The first computer I ever got a look at was an IBM 1130, safely esconced behind glass in the college's computing center. No student could touch it; you laid a deck of Hollerith cards on the counter, and if you were lucky, an hour or two later you'd get your deck and a printout back. Usually proclaiming that you had a syntax error on one of the cards (good luck figuring out which one).
I was sitting with friends one day musing about having a computer that we could actually sit down at, type in commands, and run programs without waiting for the batch jobs to run. One of the guys (who lived down the hall from me) said, "Oh, you don't know about Ben?". He pulled me aside and informed me that the school had an old ex-military computer down in the basement in a locked room. But if you were a serious student and wanted to learn about computers, the school's EE department head would arrange for you to get a key to the room and after some instruction, leave you alone with the computer!

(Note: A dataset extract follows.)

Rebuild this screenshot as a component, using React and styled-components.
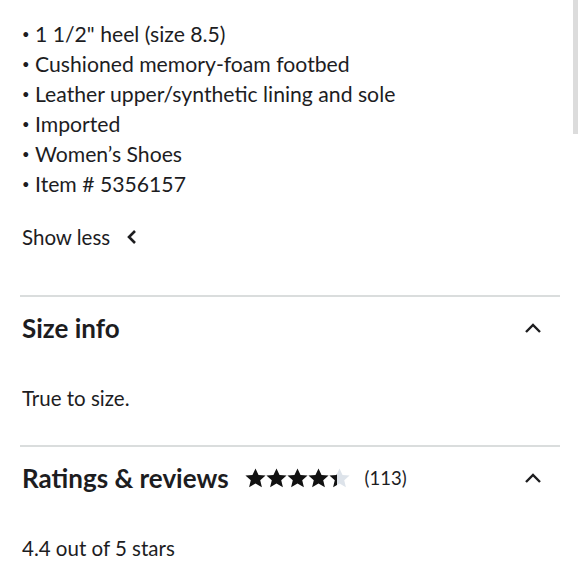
import styled, { createGlobalStyle } from 'styled-components';

const features = [
  '1 1/2" heel (size 8.5)',
  'Cushioned memory-foam footbed',
  'Leather upper/synthetic lining and sole',
  'Imported',
  'Women\u2019s Shoes',
  'Item # 5356157'
];

const GlobalStyle = createGlobalStyle`
  html, body {
    margin: 0;
    padding: 0;
    background: #fff;
  }
  body {
    font-family: Lato, 'Open Sans', sans-serif;
    color: #1d1d1f;
  }
`;

const ChevronLeft = () => (
  <svg width='12' height='16' viewBox='0 0 12 16'>
    <path d='M9 2 L3 8 L9 14' fill='none' stroke='#1d1d1f' strokeWidth='2.6' />
  </svg>
);

const ChevronUp = () => (
  <svg width='18' height='12' viewBox='0 0 18 12'>
    <path d='M2 10 L9 3 L16 10' fill='none' stroke='#1d1d1f' strokeWidth='2.4' />
  </svg>
);

const STAR =
  'M10 0.5 L12.9 6.6 L19.6 7.2 L14.5 11.6 L16.1 18.3 L10 14.8 L3.9 18.3 L5.5 11.6 L0.4 7.2 L7.1 6.6 Z';

const Star = ({ fill, id }) => (
  <svg width='21' height='20' viewBox='0 0 20 19'>
    <defs>
      <linearGradient id={id}>
        <stop offset={fill} stopColor='#111' />
        <stop offset={fill} stopColor='#dde3ea' />
      </linearGradient>
    </defs>
    <path d={STAR} fill={`url(#${id})`} />
  </svg>
);

const App = () => {
  const rating = 4.4;
  return (
    <Page>
      <GlobalStyle />
      <Scrollbar />
      <Features>
        {features.map((f) => (
          <li key={f}>{f}</li>
        ))}
      </Features>
      <ShowLess>
        <span>Show less</span>
        <ChevronLeft />
      </ShowLess>

      <Section>
        <Header>
          <Title>Size info</Title>
          <Toggle>
            <ChevronUp />
          </Toggle>
        </Header>
        <Body>True to size.</Body>
      </Section>

      <Section>
        <Header>
          <Title>Ratings &amp; reviews</Title>
          <Stars>
            {[0, 1, 2, 3, 4].map((i) => (
              <Star
                key={i}
                id={`star-${i}`}
                fill={Math.max(0, Math.min(1, rating - i))}
              />
            ))}
          </Stars>
          <Count>(113)</Count>
          <Toggle>
            <ChevronUp />
          </Toggle>
        </Header>
        <Body>4.4 out of 5 stars</Body>
      </Section>
    </Page>
  );
};

export default App;

const Page = styled.div`
  width: 580px;
  height: 580px;
  overflow: hidden;
  position: relative;
  box-sizing: border-box;
  padding: 19px 22px 0 22px;
`;

const Scrollbar = styled.div`
  position: absolute;
  top: 0;
  right: 2px;
  width: 5px;
  height: 134px;
  background: #dcdcdc;
`;

const Features = styled.ul`
  list-style: none;
  margin: 0;
  padding: 0;
  font-size: 21.2px;

  li {
    display: flex;
    align-items: center;
    height: 30px;
    white-space: pre;
  }

  li::before {
    content: '•';
    width: 13px;
    font-size: 13px;
    line-height: 1;
  }
`;

const ShowLess = styled.div`
  display: flex;
  align-items: center;
  gap: 16px;
  margin-top: 23px;
  height: 30px;
  font-size: 20.5px;
`;

const Section = styled.section`
  border-top: 2px solid #dadddd;
  margin: 0 -2px;
  padding: 0 2px;

  &:first-of-type {
    margin-top: 43px;
  }
`;

const Header = styled.div`
  display: flex;
  align-items: center;
  height: 62px;
`;

const Title = styled.h2`
  margin: 0;
  font-size: 26px;
  font-weight: 700;
`;

const Stars = styled.div`
  display: flex;
  margin-left: 16px;
`;

const Count = styled.span`
  margin-left: 15px;
  font-size: 18.5px;
`;

const Toggle = styled.div`
  margin-left: auto;
  margin-right: 16px;
  display: flex;
`;

const Body = styled.p`
  margin: 0;
  padding: 24px 0 32px;
  font-size: 20.5px;
  line-height: 30px;
`;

The computer? It was this:
https://en.wikipedia.org/wiki/Bendix_G-15(Yeah, the nerds called it "Ben" for short) It was all vacuum tube logic, and the memory was a rotating drum coated with multiple stripes of magnetic material. I/O was a Friden Flexowriter with relays and contacts wired under the keys so that the computer could use it for output as well as accepting user input.

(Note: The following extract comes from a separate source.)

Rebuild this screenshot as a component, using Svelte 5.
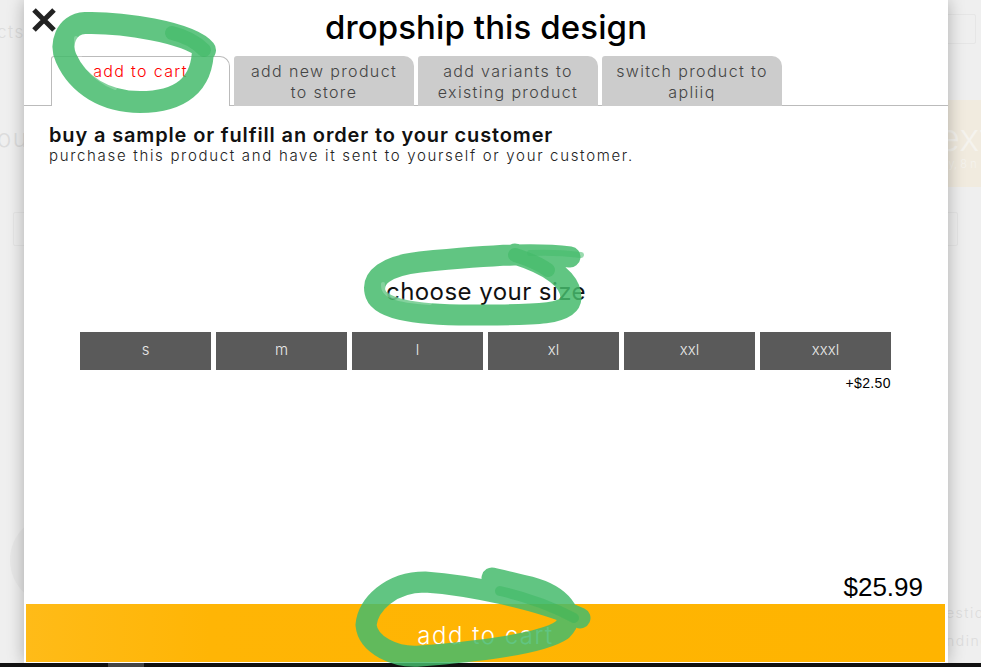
<script lang="ts">
  const tabs = [
    { label: "add to cart", active: true },
    { label: "add new product to store", active: false },
    { label: "add variants to existing product", active: false },
    { label: "switch product to apliiq", active: false },
  ];
  const sizes = ["s", "m", "l", "xl", "xxl", "xxxl"];
</script>

<div class="page">
  <!-- dimmed shop page behind the modal -->
  <div class="behind">
    <span class="ghost cts">cts</span>
    <span class="ghost you">ou</span>
    <span class="ghost-box search"></span>
    <span class="ghost-box left-box"></span>
    <span class="ghost-box right-box"></span>
    <div class="promo"><span class="ex">ext</span><span class="uy">uy, 8 n</span></div>
    <span class="ghost-circle"></span>
    <span class="ghost est">estio</span>
    <span class="ghost nd">nding</span>
  </div>

  <div class="modal">
    <button class="close" aria-label="close">
      <svg width="28" height="28" viewBox="0 0 28 28">
        <path d="M4 4 L24 24 M24 4 L4 24" stroke="#222" stroke-width="5" />
      </svg>
    </button>
    <h1>dropship this design</h1>

    <div class="tabs">
      {#each tabs as tab}
        <div class="tab" class:active={tab.active}>{tab.label}</div>
      {/each}
    </div>

    <div class="intro">
      <h2>buy a sample or fulfill an order to your customer</h2>
      <p>purchase this product and have it sent to yourself or your customer.</p>
    </div>

    <h3>choose your size</h3>
    <div class="sizes">
      {#each sizes as size}
        <div class="size">{size}</div>
      {/each}
    </div>
    <div class="upcharge">+$2.50</div>

    <div class="price">$25.99</div>
    <button class="cart">add to cart</button>
  </div>

  <div class="footer"><span class="thumb"></span></div>

  <!-- hand drawn highlighter marks -->
  <svg class="marks" width="981" height="667" viewBox="0 0 981 667">
    <g class="ink" fill="none" stroke-linejoin="round" stroke-linecap="round">
      <g stroke="#45bb6c" stroke-opacity="0.85">
        <path stroke-width="22" d="M205 50 C190 32 120 22 85 23 C65 24 60 45 66 58 C78 85 105 102 140 102 C180 102 203 85 203 48" />
        <path stroke-width="21" d="M570 257 C540 253 500 254 420 262 C385 266 372 278 375 292 C378 308 410 315 470 315 C530 315 570 316 571 298 C571 280 550 265 515 254" />
        <path stroke-width="21" d="M580 618 C540 600 470 585 425 582 C390 582 368 605 366 625 C368 645 395 658 420 656 C470 652 540 645 562 630 C578 615 560 595 530 587 C515 583 505 581 492 578" />
      </g>
      <!-- strokes overlapping where the pen closed the loop -->
      <g stroke="#2fb557" stroke-opacity="0.4">
        <path stroke-width="14" d="M172 33 C185 36 196 42 204 50" />
        <path stroke-width="14" d="M515 255 C525 258 538 263 548 270" />
        <path stroke-width="10" d="M500 591 C530 598 555 608 574 618" />
      </g>
      <path stroke="#45bb6c" stroke-opacity="0.55" stroke-width="6" d="M530 253 C550 252 565 253 581 255" />
      <!-- lighter inner edge of the pen stroke -->
      <g stroke="#fff" stroke-opacity="0.22" stroke-width="4">
        <path d="M76 38 C74 55 90 78 115 88" />
        <path d="M383 284 C382 296 395 301 430 303" />
      </g>
    </g>
  </svg>
</div>

<style>
  :global(body) {
    margin: 0;
    background: #efefef;
  }
  .page {
    position: relative;
    width: 981px;
    height: 667px;
    overflow: hidden;
    background: #efefef;
    font-family: Inter, "Liberation Sans", Arial, sans-serif;
    font-weight: 300;
    color: #000;
  }

  .behind {
    position: absolute;
    inset: 0;
    color: #ddd;
  }
  .ghost { position: absolute; font-size: 17px; letter-spacing: 1.5px; color: #dcdcdc; }
  .cts { left: -3px; top: 22px; }
  .you { left: -3px; top: 124px; font-size: 24px; }
  .est { left: 946px; top: 604px; font-size: 14px; }
  .nd { left: 946px; top: 632px; font-size: 14px; }
  .ghost-box { position: absolute; border: 1px solid #e6e6e6; border-radius: 2px; }
  .search { left: 940px; top: 14px; width: 34px; height: 28px; }
  .left-box { left: 13px; top: 212px; width: 30px; height: 32px; }
  .right-box { left: 940px; top: 212px; width: 16px; height: 32px; }
  .promo {
    position: absolute;
    left: 948px;
    top: 100px;
    width: 33px;
    height: 87px;
    background: #f1ebdf;
    color: #f5f3ee;
    overflow: hidden;
  }
  .ex { position: absolute; left: -10px; top: 18px; font-size: 38px; line-height: 38px; }
  .uy { position: absolute; left: -6px; top: 58px; font-size: 11px; line-height: 13px; white-space: nowrap; }
  .ghost-circle {
    position: absolute;
    left: 10px;
    top: 515px;
    width: 90px;
    height: 90px;
    border-radius: 50%;
    background: #e8e8e8;
  }

  .modal {
    position: absolute;
    left: 24px;
    top: 0;
    width: 924px;
    height: 663px;
    background: #fff;
    box-shadow: 0 0 16px rgba(0, 0, 0, 0.28);
    display: flex;
    flex-direction: column;
  }

  .close {
    position: absolute;
    left: 6px;
    top: 6px;
    padding: 0;
    border: 0;
    background: none;
    line-height: 0;
  }

  h1 {
    margin: 0;
    height: 56px;
    line-height: 54px;
    text-align: center;
    font-size: 33px;
    font-weight: 500;
    letter-spacing: 0.1px;
  }

  .tabs {
    display: flex;
    gap: 4px;
    height: 50px;
    box-sizing: border-box;
    padding-left: 27px;
    border-bottom: 1px solid #bbb;
  }
  .tab {
    width: 180px;
    height: 50px;
    box-sizing: border-box;
    padding: 5px 13px 0;
    background: #ccc;
    border-radius: 3px 10px 0 0;
    text-align: center;
    font-size: 16px;
    line-height: 21px;
    letter-spacing: 1.35px;
    color: #444;
  }
  .tab.active {
    width: 179px;
    padding-top: 4px;
    background: #fff;
    border: 1px solid #bbb;
    border-bottom: 0;
    color: #f00;
  }

  .intro {
    padding: 18px 0 0 25px;
  }
  h2 {
    margin: 0;
    font-size: 20px;
    line-height: 22px;
    font-weight: 600;
    letter-spacing: 0.85px;
    color: #111;
  }
  .intro p {
    margin: 0;
    font-size: 15px;
    line-height: 20px;
    letter-spacing: 1.68px;
    color: #222;
  }

  h3 {
    margin: 112px 0 0;
    text-align: center;
    font-size: 24px;
    line-height: 28px;
    font-weight: 400;
    letter-spacing: 0.45px;
    color: #111;
  }

  .sizes {
    display: flex;
    gap: 5px;
    margin: 26px 0 0 56px;
  }
  .size {
    width: 131px;
    height: 38px;
    background: #5a5a5a;
    color: #e8e8e8;
    font-size: 15px;
    line-height: 36px;
    text-align: center;
  }
  .upcharge {
    margin: 5px 57px 0 0;
    text-align: right;
    font-family: "Liberation Sans", Arial, sans-serif;
    font-size: 14px;
    line-height: 16px;
    letter-spacing: 0.4px;
  }

  .price {
    margin: auto 25px 2px 0;
    text-align: right;
    font-family: "Liberation Sans", Arial, sans-serif;
    font-size: 26px;
    line-height: 30px;
  }
  .cart {
    display: block;
    width: 919px;
    height: 58px;
    margin: 0 0 1px 2px;
    padding: 4px 0 0;
    border: 0;
    background: linear-gradient(90deg, #ffbb18 0%, #ffb505 20%, #ffb400 100%);
    color: #fff;
    font-family: inherit;
    font-weight: 300;
    font-size: 24px;
    letter-spacing: 1.5px;
  }

  .footer {
    position: absolute;
    left: 0;
    right: 0;
    top: 663px;
    height: 4px;
    background: #111;
  }
  .thumb {
    display: block;
    width: 36px;
    height: 4px;
    margin-left: 108px;
    background: #444;
  }

  .marks {
    position: absolute;
    left: 0;
    top: 0;
    pointer-events: none;
  }
  .ink {
    filter: blur(0.5px);
  }
</style>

To boot the thing, you had to set up the front panel to initialize the Flexowriter's I/O channel, then use it to type in a couple of octal commands that, when executed, copied the boot loader into memory from a punched paper tape. That allowed you to read the OS in from another paper tape. After that, any user programs you wanted could also be loaded from the tapes. If you were careful and paid attention, you could boot the machine up and have a program loaded in 10 minutes or so. We'd run a Blackjack game or its version of ELIZA, use the machine's utilities for running some calculations, and try to figure out how to write a program that didn't freeze the machine, requiring a power cycle. I hope it made it into a museum somewhere, because that computer certainly started a few serious programmers on their path to software development.
But that was the first computer I ever actually
used.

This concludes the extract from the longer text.